Dewhurst UK, based in Feltham, Southeast London agreed to support our aims for a TDEU, integral to which would be the Dispatcher Indicator Unit (DIU). The DIU would be subject to stringent Product Approval, Design for Reliability and Trial tests for EMC, HF, IP, IK, and general environmental standards, all to be revealed later.

But what was the engineering necessity here? We didn’t want to engineer standard signals into the roof fabric on each platform. We wanted the signalling information in the Dispatcher’s eye line at the Dispatch Point. We wanted the Train Dispatcher to operate from separate objects rather than rely on those provided for the train driver. We wanted an ergonomically acceptable solution rather than a signalling engineer’s design. And we wanted to apply the lessons taken from London Bridge train dispatch solution.

Development necessity
During early discussions and the development of the specification with Network Rail’s approval parties and Dewhurst, which I led as the Product Sponsor, we carried out research around the UK rail network.

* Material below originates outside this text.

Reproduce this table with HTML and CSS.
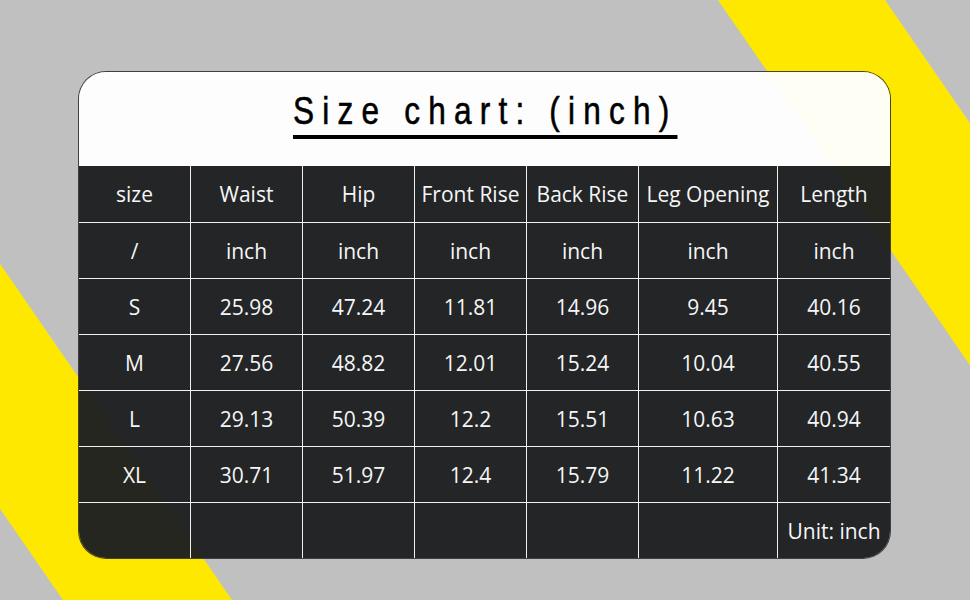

Our findings were interesting to say the least, but a personal favourite will always be the TDEU installed, presumably many years ago, at Crewe station. Here a standard catalogue of signalling parts had been brought together to achieve the same overall requirement. It brought the signal status information right to the train dispatcher. An OFF signal immediately adjacent to the TRTS. At Crewe there is no need for the dispatcher to seek out information elsewhere and so nothing to distract them from their primary tasks. Perfect.

However, back in the day we didn’t record RAM targets or safety analysis, or product approval. What this example was able to show us was that the desire has always existed to move away from signals hung from platform ceilings. This gave a strong precedence, we just needed to design the best product to achieve it.

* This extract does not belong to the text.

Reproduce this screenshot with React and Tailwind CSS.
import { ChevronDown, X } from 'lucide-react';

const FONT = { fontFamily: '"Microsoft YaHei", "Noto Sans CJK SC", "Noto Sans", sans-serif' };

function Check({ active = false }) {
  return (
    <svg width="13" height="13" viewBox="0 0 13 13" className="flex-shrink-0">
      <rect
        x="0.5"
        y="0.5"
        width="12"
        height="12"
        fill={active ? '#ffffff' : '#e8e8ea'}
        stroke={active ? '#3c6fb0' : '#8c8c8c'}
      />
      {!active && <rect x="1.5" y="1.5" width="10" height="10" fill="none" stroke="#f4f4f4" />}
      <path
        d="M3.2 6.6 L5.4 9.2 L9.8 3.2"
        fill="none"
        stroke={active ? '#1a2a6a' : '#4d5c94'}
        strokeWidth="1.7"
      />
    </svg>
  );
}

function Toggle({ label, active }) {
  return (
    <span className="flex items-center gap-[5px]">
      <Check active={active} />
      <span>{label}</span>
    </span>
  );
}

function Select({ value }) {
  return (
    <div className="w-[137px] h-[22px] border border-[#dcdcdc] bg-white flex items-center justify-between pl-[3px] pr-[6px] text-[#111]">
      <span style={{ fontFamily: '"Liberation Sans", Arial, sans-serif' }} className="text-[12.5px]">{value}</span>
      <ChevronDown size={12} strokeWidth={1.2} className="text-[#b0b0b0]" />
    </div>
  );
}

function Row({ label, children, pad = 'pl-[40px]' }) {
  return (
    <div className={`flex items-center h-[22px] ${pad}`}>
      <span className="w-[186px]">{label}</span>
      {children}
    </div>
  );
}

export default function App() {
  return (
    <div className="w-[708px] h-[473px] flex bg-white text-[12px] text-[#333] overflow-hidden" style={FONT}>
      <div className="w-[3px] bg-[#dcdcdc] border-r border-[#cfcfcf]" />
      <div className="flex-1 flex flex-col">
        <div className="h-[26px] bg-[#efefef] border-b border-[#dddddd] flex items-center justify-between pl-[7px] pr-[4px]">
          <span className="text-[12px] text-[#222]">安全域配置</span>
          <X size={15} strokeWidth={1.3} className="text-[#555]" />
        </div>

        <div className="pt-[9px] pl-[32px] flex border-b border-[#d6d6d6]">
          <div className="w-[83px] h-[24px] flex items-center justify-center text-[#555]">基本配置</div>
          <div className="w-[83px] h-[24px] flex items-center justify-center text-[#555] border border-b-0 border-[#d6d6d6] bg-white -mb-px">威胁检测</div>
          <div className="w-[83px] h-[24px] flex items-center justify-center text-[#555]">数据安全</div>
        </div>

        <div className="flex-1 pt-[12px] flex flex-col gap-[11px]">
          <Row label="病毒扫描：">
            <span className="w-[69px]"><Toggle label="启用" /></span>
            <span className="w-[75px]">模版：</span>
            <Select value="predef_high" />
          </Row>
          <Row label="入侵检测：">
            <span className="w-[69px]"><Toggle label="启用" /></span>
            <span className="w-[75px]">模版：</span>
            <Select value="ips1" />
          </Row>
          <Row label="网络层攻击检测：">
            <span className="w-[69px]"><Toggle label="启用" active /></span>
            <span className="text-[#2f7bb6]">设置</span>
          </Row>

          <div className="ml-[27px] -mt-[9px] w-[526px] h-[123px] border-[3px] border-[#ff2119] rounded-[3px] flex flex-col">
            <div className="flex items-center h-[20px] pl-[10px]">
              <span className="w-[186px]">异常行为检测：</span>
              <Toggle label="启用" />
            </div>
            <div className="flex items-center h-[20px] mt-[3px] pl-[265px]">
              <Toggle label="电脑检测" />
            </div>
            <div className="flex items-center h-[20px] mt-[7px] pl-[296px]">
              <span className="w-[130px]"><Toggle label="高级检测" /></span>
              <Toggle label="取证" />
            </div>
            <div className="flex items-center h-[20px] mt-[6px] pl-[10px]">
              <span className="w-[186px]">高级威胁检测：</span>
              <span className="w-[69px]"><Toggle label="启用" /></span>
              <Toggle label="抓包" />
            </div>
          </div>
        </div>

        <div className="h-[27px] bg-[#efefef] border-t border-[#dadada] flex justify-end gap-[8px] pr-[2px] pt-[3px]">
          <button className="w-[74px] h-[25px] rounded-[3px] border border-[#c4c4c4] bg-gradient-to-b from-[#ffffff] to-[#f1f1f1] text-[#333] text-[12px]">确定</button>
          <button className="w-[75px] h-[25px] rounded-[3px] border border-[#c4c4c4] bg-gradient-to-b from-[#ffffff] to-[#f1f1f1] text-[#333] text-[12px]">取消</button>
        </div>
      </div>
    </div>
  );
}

Our first attempts at mocking up suitable product design led us to conclude that, in order to achieve acceptable levels of clarity for the indication of the signals, we would need to start with a clean sheet with regard to the product’s design.

Product specification
The majority of 2018 was spent establishing the new DIU Product Specification. It was critical that it could be used by any manufacturer seeking to use its requirements in this application. Once approved as a Network Rail Standard, Dewhurst became the first manufacturer to make provision for the specification resulting in their first DIU product demonstration in January 2019.

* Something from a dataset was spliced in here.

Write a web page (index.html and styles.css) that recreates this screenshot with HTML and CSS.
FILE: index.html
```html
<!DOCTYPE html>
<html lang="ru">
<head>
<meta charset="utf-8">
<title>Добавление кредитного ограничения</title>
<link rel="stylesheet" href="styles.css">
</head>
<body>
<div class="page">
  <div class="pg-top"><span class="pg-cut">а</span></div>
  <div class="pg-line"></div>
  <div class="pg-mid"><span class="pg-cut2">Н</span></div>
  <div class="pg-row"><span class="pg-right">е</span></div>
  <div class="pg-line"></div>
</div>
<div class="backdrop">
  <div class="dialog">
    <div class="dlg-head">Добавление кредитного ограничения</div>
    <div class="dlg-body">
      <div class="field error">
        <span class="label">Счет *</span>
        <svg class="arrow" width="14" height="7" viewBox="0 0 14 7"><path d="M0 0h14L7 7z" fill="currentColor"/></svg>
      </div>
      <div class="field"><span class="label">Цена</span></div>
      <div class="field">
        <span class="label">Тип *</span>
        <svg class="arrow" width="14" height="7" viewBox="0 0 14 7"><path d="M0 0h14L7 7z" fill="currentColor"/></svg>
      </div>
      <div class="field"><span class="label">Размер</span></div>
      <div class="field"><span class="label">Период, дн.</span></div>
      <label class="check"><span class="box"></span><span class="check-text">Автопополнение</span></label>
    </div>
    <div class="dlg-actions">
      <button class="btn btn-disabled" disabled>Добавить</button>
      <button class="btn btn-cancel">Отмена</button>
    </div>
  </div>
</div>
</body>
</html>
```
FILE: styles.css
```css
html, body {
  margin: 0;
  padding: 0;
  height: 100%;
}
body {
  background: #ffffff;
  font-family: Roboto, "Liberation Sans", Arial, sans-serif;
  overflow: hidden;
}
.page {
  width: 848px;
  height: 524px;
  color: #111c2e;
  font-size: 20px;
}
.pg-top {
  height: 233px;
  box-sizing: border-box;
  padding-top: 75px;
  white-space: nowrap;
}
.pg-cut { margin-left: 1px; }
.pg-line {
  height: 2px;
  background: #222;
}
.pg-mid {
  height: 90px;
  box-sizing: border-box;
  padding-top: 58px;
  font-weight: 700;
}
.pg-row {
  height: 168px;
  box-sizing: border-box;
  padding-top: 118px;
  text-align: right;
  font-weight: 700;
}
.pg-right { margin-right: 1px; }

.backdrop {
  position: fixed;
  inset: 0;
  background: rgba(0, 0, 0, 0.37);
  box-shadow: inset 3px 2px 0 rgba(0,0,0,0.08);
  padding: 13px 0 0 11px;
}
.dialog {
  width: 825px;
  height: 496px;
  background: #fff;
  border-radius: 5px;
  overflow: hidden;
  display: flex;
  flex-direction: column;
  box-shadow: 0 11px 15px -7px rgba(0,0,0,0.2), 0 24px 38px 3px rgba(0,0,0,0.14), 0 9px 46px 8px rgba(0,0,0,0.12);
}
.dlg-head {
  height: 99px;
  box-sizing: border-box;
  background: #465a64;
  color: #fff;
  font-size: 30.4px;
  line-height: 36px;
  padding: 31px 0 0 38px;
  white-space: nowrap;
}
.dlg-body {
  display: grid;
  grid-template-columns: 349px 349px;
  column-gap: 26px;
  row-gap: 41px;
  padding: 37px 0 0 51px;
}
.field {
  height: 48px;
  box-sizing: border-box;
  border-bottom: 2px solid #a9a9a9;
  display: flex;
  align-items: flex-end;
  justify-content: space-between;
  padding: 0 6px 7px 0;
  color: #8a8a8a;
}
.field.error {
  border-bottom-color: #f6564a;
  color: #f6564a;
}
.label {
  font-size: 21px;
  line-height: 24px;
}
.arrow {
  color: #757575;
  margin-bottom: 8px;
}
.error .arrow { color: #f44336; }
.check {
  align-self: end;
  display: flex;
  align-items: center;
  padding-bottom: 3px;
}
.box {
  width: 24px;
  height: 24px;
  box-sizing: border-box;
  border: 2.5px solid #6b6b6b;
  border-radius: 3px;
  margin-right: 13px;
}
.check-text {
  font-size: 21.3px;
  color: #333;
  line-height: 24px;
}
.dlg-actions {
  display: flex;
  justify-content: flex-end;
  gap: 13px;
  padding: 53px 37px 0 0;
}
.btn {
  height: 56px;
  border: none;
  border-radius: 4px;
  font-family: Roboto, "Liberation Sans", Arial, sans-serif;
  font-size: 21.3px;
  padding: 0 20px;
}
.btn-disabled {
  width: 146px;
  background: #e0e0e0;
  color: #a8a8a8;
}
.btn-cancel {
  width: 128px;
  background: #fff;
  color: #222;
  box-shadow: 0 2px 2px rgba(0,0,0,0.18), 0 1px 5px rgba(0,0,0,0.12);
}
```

The headline requirements for a DIU were as follows: (i) it must be clearly visible at up to five metres, with an arc of viewing 45 degress left and right of dispatch point; (ii) it must use NR standard MIL50-15 style coupler cables; (iii) it must have had national use rather than just at New Street – all dispatch indication variants available; (iv) it must be line replaceable – any failure results in quick swop rather than on site fault finding; (v) it must be able to cater for sunlight and phantom aspect interference; and (vi) it must meet EN50121 (EMC), EN50122 (electrical safety), EN50125 (environmental) and design for reliability.

In parallel to the DIU specification preparation, the project also undertook an Ergonomics Fitting Trial using a mock-up of the equipment for the proposed TDEU. We invited a selection of the 85 trained, full time dispatch staff at New Street to undertake a trial of its operation using a simple wooden mock-up and answer questions on the layout, height, orientation, and functionality of the TDEU.

Human factors
The findings of our ergonomic engineer revealed a considerable number of the improvements that the TDEU was offering. The resulting report, accepted by all stakeholders, made the product trial easier and quicker, as the human factors had already been built into the product design by Dewhurst.

At the same time, we also sought general improvements to the existing TRTS product from Dewhurst to complement the overall TDEU trial. This included conversion to NR standard MIL50-15 style coupler cables; TRTS plunger able to alight when pressed and signalling system receives request; a lockable door using the same dispatch key for reduction of trespass incidents; and reducing the number of TRTS variants to standardise the product range.

In addition to the DIU and the TRTS, a TDEU is also intended to give clear fixed information to the user which should include the TDEU identity, which is platform and direction rather than signalling system asset numbering; and a fixed location map, to allow clear dissemination of the platform that the TDEU is dispatching for. This resulted in an engraved mimic plate and identity plate being mounted on each TDEU.

TDEU product trial
Using standard signalling design processes undertaken by the Network Rail Design Delivery team in Birmingham, a set of signalling designs were produced and accepted. This allowed the existing platform 4C TRTS with signal OFF light to be replaced by the first trial TDEU for the UK network.

Using Signal Works Testing procedures and a new approved Test Specification for the DIU, the Network Rail team commissioned the TDEU into use in the early hours of Sunday 3 February 2019.

Close monitoring of the TDEU’s performance and reliability with no reported issues, along with detailed feedback from the despatch staff using the TDEU, led to the full certificate of acceptance being granted in November 2020.

As part of the trial, and to gather a wider application of feedback, a TDEU was also commissioned at Wimbledon station to overcome a dispatch risk within the Thameslink project scope. This application, while within the original trial certificate scope was the basis of the TDEU design now used at New Street and due for commissioning in 2022.

Dewhurst is now supporting other national station improvement projects at London Moorgate, London Victoria, and the re-signalling of Macclesfield with new TDEU equipment at the centre of safety improvements for train dispatching.